- Date: 5–11 February
- Edition: 4th
- Surface: Hard
- Location: Chennai, India

Champions

Singles
- Sumit Nagal

Doubles
- Saketh Myneni / Ramkumar Ramanathan
| Chennai Open Challenger |

= 2024 Chennai Open Challenger =

The 2024 Chennai Open Challenger was a professional tennis tournament played on hard courts. It was the fourth edition of the tournament which was part of the 2024 ATP Challenger Tour. It took place in Chennai, India between 5 and 11 February 2024.
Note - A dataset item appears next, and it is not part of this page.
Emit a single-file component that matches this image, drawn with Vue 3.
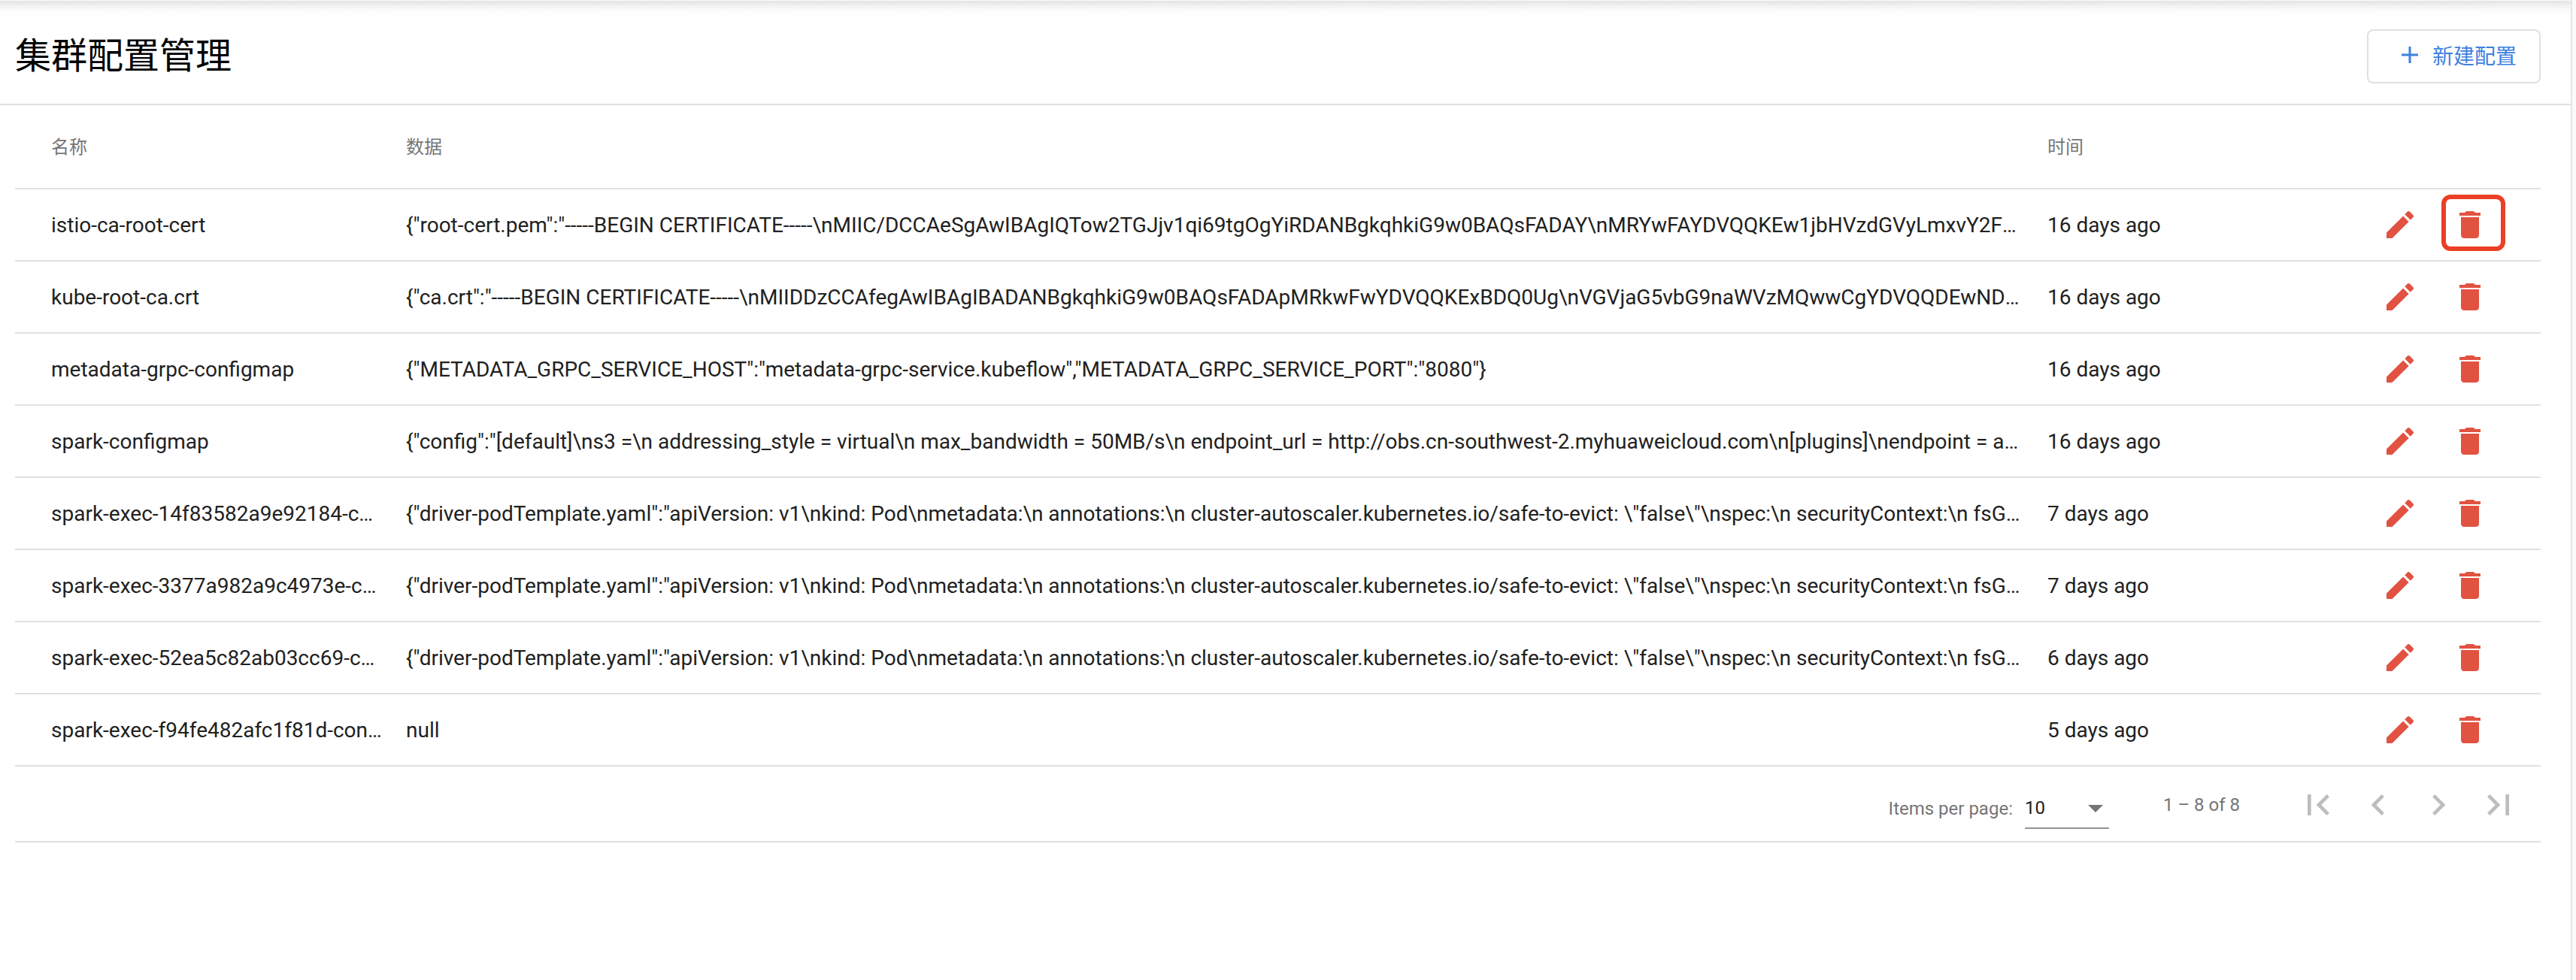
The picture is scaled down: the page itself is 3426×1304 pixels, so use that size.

==Singles main-draw entrants==
===Seeds===

| Country | Player | Rank^{1} | Seed |
|---|---|---|---|
| ITA | Luca Nardi | 114 | 1 |
| IND | Sumit Nagal | 121 | 2 |
| CZE | Dalibor Svrčina | 194 | 3 |
| FRA | Ugo Blanchet | 214 | 4 |
| ITA | Stefano Napolitano | 216 | 5 |
| ESP | Oriol Roca Batalla | 217 | 6 |
| TUN | Aziz Dougaz | 219 | 7 |
| TPE | Hsu Yu-hsiou | 230 | 8 |

- ^{1} Rankings are as of 29 January 2024.

===Other entrants===
The following players received wildcards into the singles main draw:
- GEO Nikoloz Basilashvili
- IND Ramkumar Ramanathan
- IND Mukund Sasikumar

The following players received entry into the singles main draw as alternates:
- AUS Akira Santillan
- ITA Samuel Vincent Ruggeri
- FRA Arthur Weber

The following players received entry from the qualifying draw:
- Bogdan Bobrov
- IND S D Prajwal Dev
- CZE Jonáš Forejtek
- POL Olaf Pieczkowski
- UKR Eric Vanshelboim
- Alexey Zakharov

==Champions==
===Singles===

- IND Sumit Nagal def. ITA Luca Nardi 6–1, 6–4.

===Doubles===

- IND Saketh Myneni / IND Ramkumar Ramanathan def. IND Rithvik Choudary Bollipalli / IND Niki Kaliyanda Poonacha 3–6, 6–3, [10–5].